• **DATA BLOCK**
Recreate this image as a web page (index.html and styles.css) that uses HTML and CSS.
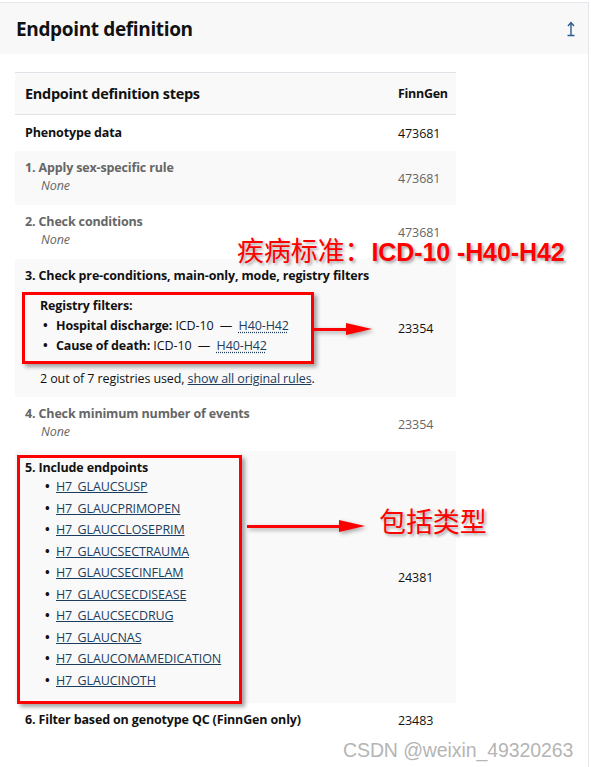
FILE: index.html
```html
<!DOCTYPE html>
<html>
<head>
<meta charset="utf-8">
<link rel="stylesheet" href="styles.css">
</head>
<body>
<div class="page">
  <div class="panel-head">
    <h2 class="panel-title">Endpoint definition</h2>
    <svg class="sort-icon" width="10" height="16" viewBox="0 0 10 16"><path d="M5 2 V14 M2 5 L5 1.5 L8 5 M1.5 14.5 H8.5" fill="none" stroke="#2b5d8c" stroke-width="1.4"/></svg>
  </div>
  <div class="panel-body">
    <table class="steps">
      <colgroup><col class="col-step"><col class="col-num"></colgroup>
      <thead>
        <tr><th class="c-step">Endpoint definition steps</th><th class="c-num">FinnGen</th></tr>
      </thead>
      <tbody>
        <tr class="row white"><td class="c-step"><b>Phenotype data</b></td><td class="c-num">473681</td></tr>
        <tr class="row grey muted"><td class="c-step"><b>1. Apply sex-specific rule</b><div class="none">None</div></td><td class="c-num">473681</td></tr>
        <tr class="row white muted"><td class="c-step"><b>2. Check conditions</b><div class="none">None</div></td><td class="c-num">473681</td></tr>
        <tr class="row grey"><td class="c-step"><b>3. Check pre-conditions, main-only, mode, registry filters</b>
          <div class="filters">
            <b>Registry filters:</b>
            <ul class="flist">
              <li><b>Hospital discharge:</b> ICD-10 &nbsp;—&nbsp; <abbr>H40-H42</abbr></li>
              <li><b>Cause of death:</b> ICD-10 &nbsp;—&nbsp; <abbr>H40-H42</abbr></li>
            </ul>
          </div>
          <div class="usage">2 out of 7 registries used, <a href="#">show all original rules</a>.</div>
        </td><td class="c-num">23354</td></tr>
        <tr class="row white muted"><td class="c-step"><b>4. Check minimum number of events</b><div class="none">None</div></td><td class="c-num">23354</td></tr>
        <tr class="row grey"><td class="c-step"><b>5. Include endpoints</b>
          <ul class="elist">
            <li><a href="#">H7_GLAUCSUSP</a></li>
            <li><a href="#">H7_GLAUCPRIMOPEN</a></li>
            <li><a href="#">H7_GLAUCCLOSEPRIM</a></li>
            <li><a href="#">H7_GLAUCSECTRAUMA</a></li>
            <li><a href="#">H7_GLAUCSECINFLAM</a></li>
            <li><a href="#">H7_GLAUCSECDISEASE</a></li>
            <li><a href="#">H7_GLAUCSECDRUG</a></li>
            <li><a href="#">H7_GLAUCNAS</a></li>
            <li><a href="#">H7_GLAUCOMAMEDICATION</a></li>
            <li><a href="#">H7_GLAUCINOTH</a></li>
          </ul>
        </td><td class="c-num">24381</td></tr>
        <tr class="row white"><td class="c-step"><b>6. Filter based on genotype QC (FinnGen only)</b></td><td class="c-num">23483</td></tr>
      </tbody>
    </table>
  </div>

  <div class="mark box1"></div>
  <div class="mark box2"></div>
  <div class="arrow arrow1"><span class="shaft"></span><span class="head"></span></div>
  <div class="arrow arrow2"><span class="shaft"></span><span class="head"></span></div>
  <div class="note note1"><span class="cn">疾病标准：</span><span class="en">ICD-10 -H40-H42</span></div>
  <div class="note note2"><span class="cn">包括类型</span></div>
  <div class="watermark">CSDN @weixin_49320263</div>
</div>
</body>
</html>
```
FILE: styles.css
```css
* { box-sizing: border-box; }
html, body { margin: 0; padding: 0; background: #fff; }
body {
  font-family: "Open Sans", "Noto Sans", sans-serif;
  font-size: 12.5px;
  color: #111;
  letter-spacing: -0.1px;
}
b { letter-spacing: -0.15px; }
.page {
  position: relative;
  width: 589px;
  height: 767px;
  margin-top: 2px;
  border-top: 1px solid #e3e6ea;
  border-right: 1px solid #e3e6ea;
}
.panel-head {
  height: 51px;
  background: #f8f8f8;
  display: flex;
  align-items: center;
  justify-content: space-between;
  padding: 0 12px 0 16px;
}
.panel-title {
  margin: 0;
  font-size: 19px;
  font-weight: 700;
  color: #111;
  letter-spacing: -0.35px;
}
.sort-icon { margin-top: 1px; }
.panel-body { padding: 18px 15px 0 15px; }
.steps {
  width: 441px;
  border-collapse: collapse;
  table-layout: fixed;
}
.col-step { width: 373px; }
.col-num { width: 68px; }
.steps thead th {
  background: #f9f9f9;
  border-top: 1px solid #dfe3e7;
  border-bottom: 1px solid #dfe3e7;
  height: 42px;
  text-align: left;
  vertical-align: middle;
  padding: 0 10px;
  font-weight: 700;
}
.steps thead th.c-step { font-size: 14.5px; letter-spacing: -0.3px; }
.steps thead th.c-num { font-size: 12.5px; letter-spacing: -0.3px; }
.c-step { padding: 0 10px; }
.c-num { padding: 0 10px; vertical-align: middle; white-space: nowrap; }
.row td { vertical-align: middle; }
.row td.c-step { vertical-align: top; padding-top: 8px; padding-bottom: 10px; }
.row.white { background: #fff; }
.row.grey { background: #f9f9f9; }
.row.muted { color: #666; }
.row.muted b { color: #666; }
.none { font-style: italic; padding-left: 16px; margin-top: 1px; line-height: 18px; }
.row:nth-child(1) td.c-step { padding-top: 9px; padding-bottom: 10px; }
.filters { margin-top: 13px; padding-left: 15px; }
.flist { margin: 3px 0 0 0; padding-left: 16px; list-style: none; }
.flist li { position: relative; line-height: 20px; }
.flist li:first-child { margin-top: -1px; }
.flist li::before { content: "•"; position: absolute; left: -13px; font-weight: 700; }
abbr { text-decoration: underline dotted; text-underline-offset: 2px; color: #1c3d5e; }
.usage { padding-left: 15px; margin-top: 14px; margin-bottom: 0; }
a { color: #1c3d5e; text-decoration: underline; }
.elist { margin: 0 0 2px 0; padding-left: 31px; list-style: none; }
.elist li { position: relative; line-height: 21.5px; }
.elist li::before { content: "•"; position: absolute; left: -11px; color: #111; font-weight: 700; }

/* annotations */
.mark {
  position: absolute;
  border: 3px solid #f00;
  box-shadow: 3px 3px 4px rgba(0,0,0,0.35);
}
.box1 { left: 22px; top: 289px; width: 292px; height: 72px; }
.box2 { left: 17px; top: 452px; width: 225px; height: 249px; }
.arrow { position: absolute; height: 12px; display: flex; align-items: center; filter: drop-shadow(2px 2px 2px rgba(0,0,0,0.35)); }
.arrow .shaft { height: 3px; background: #f00; flex: 1; }
.arrow .head { width: 0; height: 0; border-top: 6px solid transparent; border-bottom: 6px solid transparent; border-left: 26px solid #f00; margin-left: -6px; }
.arrow1 { left: 314px; top: 320px; width: 58px; }
.arrow2 { left: 247px; top: 517px; width: 118px; }
.note { position: absolute; color: #f00; text-shadow: 2px 2px 3px rgba(0,0,0,0.35); white-space: nowrap; }
.note .cn { font-family: "Noto Sans CJK SC", sans-serif; font-weight: 400; }
.note1 { left: 237px; top: 229px; font-size: 27px; line-height: 36px; }
.note1 .en { font-family: "Liberation Sans", Arial, sans-serif; font-weight: 700; font-size: 25px; }
.note2 { left: 379px; top: 500px; font-size: 27px; line-height: 36px; }
.watermark {
  position: absolute;
  left: 343px;
  top: 736px;
  font-family: "Liberation Sans", Arial, sans-serif;
  font-size: 19.5px;
  color: #b5b5b5;
  text-shadow: 0 0 1px #fff;
}
```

• **EXERCISE REQUIREMENTS**
Transcribe the material as is, with images omitted.

• **SOLUTION FOR THIS EXERCISE**
Recreate this image as a web page (index.html and styles.css) that uses HTML and CSS.
FILE: index.html
```html
<!DOCTYPE html>
<html>
<head>
<meta charset="utf-8">
<link rel="stylesheet" href="styles.css">
</head>
<body>
<div class="page">
  <div class="panel-head">
    <h2 class="panel-title">Endpoint definition</h2>
    <svg class="sort-icon" width="10" height="16" viewBox="0 0 10 16"><path d="M5 2 V14 M2 5 L5 1.5 L8 5 M1.5 14.5 H8.5" fill="none" stroke="#2b5d8c" stroke-width="1.4"/></svg>
  </div>
  <div class="panel-body">
    <table class="steps">
      <colgroup><col class="col-step"><col class="col-num"></colgroup>
      <thead>
        <tr><th class="c-step">Endpoint definition steps</th><th class="c-num">FinnGen</th></tr>
      </thead>
      <tbody>
        <tr class="row white"><td class="c-step"><b>Phenotype data</b></td><td class="c-num">473681</td></tr>
        <tr class="row grey muted"><td class="c-step"><b>1. Apply sex-specific rule</b><div class="none">None</div></td><td class="c-num">473681</td></tr>
        <tr class="row white muted"><td class="c-step"><b>2. Check conditions</b><div class="none">None</div></td><td class="c-num">473681</td></tr>
        <tr class="row grey"><td class="c-step"><b>3. Check pre-conditions, main-only, mode, registry filters</b>
          <div class="filters">
            <b>Registry filters:</b>
            <ul class="flist">
              <li><b>Hospital discharge:</b> ICD-10 &nbsp;—&nbsp; <abbr>H40-H42</abbr></li>
              <li><b>Cause of death:</b> ICD-10 &nbsp;—&nbsp; <abbr>H40-H42</abbr></li>
            </ul>
          </div>
          <div class="usage">2 out of 7 registries used, <a href="#">show all original rules</a>.</div>
        </td><td class="c-num">23354</td></tr>
        <tr class="row white muted"><td class="c-step"><b>4. Check minimum number of events</b><div class="none">None</div></td><td class="c-num">23354</td></tr>
        <tr class="row grey"><td class="c-step"><b>5. Include endpoints</b>
          <ul class="elist">
            <li><a href="#">H7_GLAUCSUSP</a></li>
            <li><a href="#">H7_GLAUCPRIMOPEN</a></li>
            <li><a href="#">H7_GLAUCCLOSEPRIM</a></li>
            <li><a href="#">H7_GLAUCSECTRAUMA</a></li>
            <li><a href="#">H7_GLAUCSECINFLAM</a></li>
            <li><a href="#">H7_GLAUCSECDISEASE</a></li>
            <li><a href="#">H7_GLAUCSECDRUG</a></li>
            <li><a href="#">H7_GLAUCNAS</a></li>
            <li><a href="#">H7_GLAUCOMAMEDICATION</a></li>
            <li><a href="#">H7_GLAUCINOTH</a></li>
          </ul>
        </td><td class="c-num">24381</td></tr>
        <tr class="row white"><td class="c-step"><b>6. Filter based on genotype QC (FinnGen only)</b></td><td class="c-num">23483</td></tr>
      </tbody>
    </table>
  </div>

  <div class="mark box1"></div>
  <div class="mark box2"></div>
  <div class="arrow arrow1"><span class="shaft"></span><span class="head"></span></div>
  <div class="arrow arrow2"><span class="shaft"></span><span class="head"></span></div>
  <div class="note note1"><span class="cn">疾病标准：</span><span class="en">ICD-10 -H40-H42</span></div>
  <div class="note note2"><span class="cn">包括类型</span></div>
  <div class="watermark">CSDN @weixin_49320263</div>
</div>
</body>
</html>
```
FILE: styles.css
```css
* { box-sizing: border-box; }
html, body { margin: 0; padding: 0; background: #fff; }
body {
  font-family: "Open Sans", "Noto Sans", sans-serif;
  font-size: 12.5px;
  color: #111;
  letter-spacing: -0.1px;
}
b { letter-spacing: -0.15px; }
.page {
  position: relative;
  width: 589px;
  height: 767px;
  margin-top: 2px;
  border-top: 1px solid #e3e6ea;
  border-right: 1px solid #e3e6ea;
}
.panel-head {
  height: 51px;
  background: #f8f8f8;
  display: flex;
  align-items: center;
  justify-content: space-between;
  padding: 0 12px 0 16px;
}
.panel-title {
  margin: 0;
  font-size: 19px;
  font-weight: 700;
  color: #111;
  letter-spacing: -0.35px;
}
.sort-icon { margin-top: 1px; }
.panel-body { padding: 18px 15px 0 15px; }
.steps {
  width: 441px;
  border-collapse: collapse;
  table-layout: fixed;
}
.col-step { width: 373px; }
.col-num { width: 68px; }
.steps thead th {
  background: #f9f9f9;
  border-top: 1px solid #dfe3e7;
  border-bottom: 1px solid #dfe3e7;
  height: 42px;
  text-align: left;
  vertical-align: middle;
  padding: 0 10px;
  font-weight: 700;
}
.steps thead th.c-step { font-size: 14.5px; letter-spacing: -0.3px; }
.steps thead th.c-num { font-size: 12.5px; letter-spacing: -0.3px; }
.c-step { padding: 0 10px; }
.c-num { padding: 0 10px; vertical-align: middle; white-space: nowrap; }
.row td { vertical-align: middle; }
.row td.c-step { vertical-align: top; padding-top: 8px; padding-bottom: 10px; }
.row.white { background: #fff; }
.row.grey { background: #f9f9f9; }
.row.muted { color: #666; }
.row.muted b { color: #666; }
.none { font-style: italic; padding-left: 16px; margin-top: 1px; line-height: 18px; }
.row:nth-child(1) td.c-step { padding-top: 9px; padding-bottom: 10px; }
.filters { margin-top: 13px; padding-left: 15px; }
.flist { margin: 3px 0 0 0; padding-left: 16px; list-style: none; }
.flist li { position: relative; line-height: 20px; }
.flist li:first-child { margin-top: -1px; }
.flist li::before { content: "•"; position: absolute; left: -13px; font-weight: 700; }
abbr { text-decoration: underline dotted; text-underline-offset: 2px; color: #1c3d5e; }
.usage { padding-left: 15px; margin-top: 14px; margin-bottom: 0; }
a { color: #1c3d5e; text-decoration: underline; }
.elist { margin: 0 0 2px 0; padding-left: 31px; list-style: none; }
.elist li { position: relative; line-height: 21.5px; }
.elist li::before { content: "•"; position: absolute; left: -11px; color: #111; font-weight: 700; }

/* annotations */
.mark {
  position: absolute;
  border: 3px solid #f00;
  box-shadow: 3px 3px 4px rgba(0,0,0,0.35);
}
.box1 { left: 22px; top: 289px; width: 292px; height: 72px; }
.box2 { left: 17px; top: 452px; width: 225px; height: 249px; }
.arrow { position: absolute; height: 12px; display: flex; align-items: center; filter: drop-shadow(2px 2px 2px rgba(0,0,0,0.35)); }
.arrow .shaft { height: 3px; background: #f00; flex: 1; }
.arrow .head { width: 0; height: 0; border-top: 6px solid transparent; border-bottom: 6px solid transparent; border-left: 26px solid #f00; margin-left: -6px; }
.arrow1 { left: 314px; top: 320px; width: 58px; }
.arrow2 { left: 247px; top: 517px; width: 118px; }
.note { position: absolute; color: #f00; text-shadow: 2px 2px 3px rgba(0,0,0,0.35); white-space: nowrap; }
.note .cn { font-family: "Noto Sans CJK SC", sans-serif; font-weight: 400; }
.note1 { left: 237px; top: 229px; font-size: 27px; line-height: 36px; }
.note1 .en { font-family: "Liberation Sans", Arial, sans-serif; font-weight: 700; font-size: 25px; }
.note2 { left: 379px; top: 500px; font-size: 27px; line-height: 36px; }
.watermark {
  position: absolute;
  left: 343px;
  top: 736px;
  font-family: "Liberation Sans", Arial, sans-serif;
  font-size: 19.5px;
  color: #b5b5b5;
  text-shadow: 0 0 1px #fff;
}
```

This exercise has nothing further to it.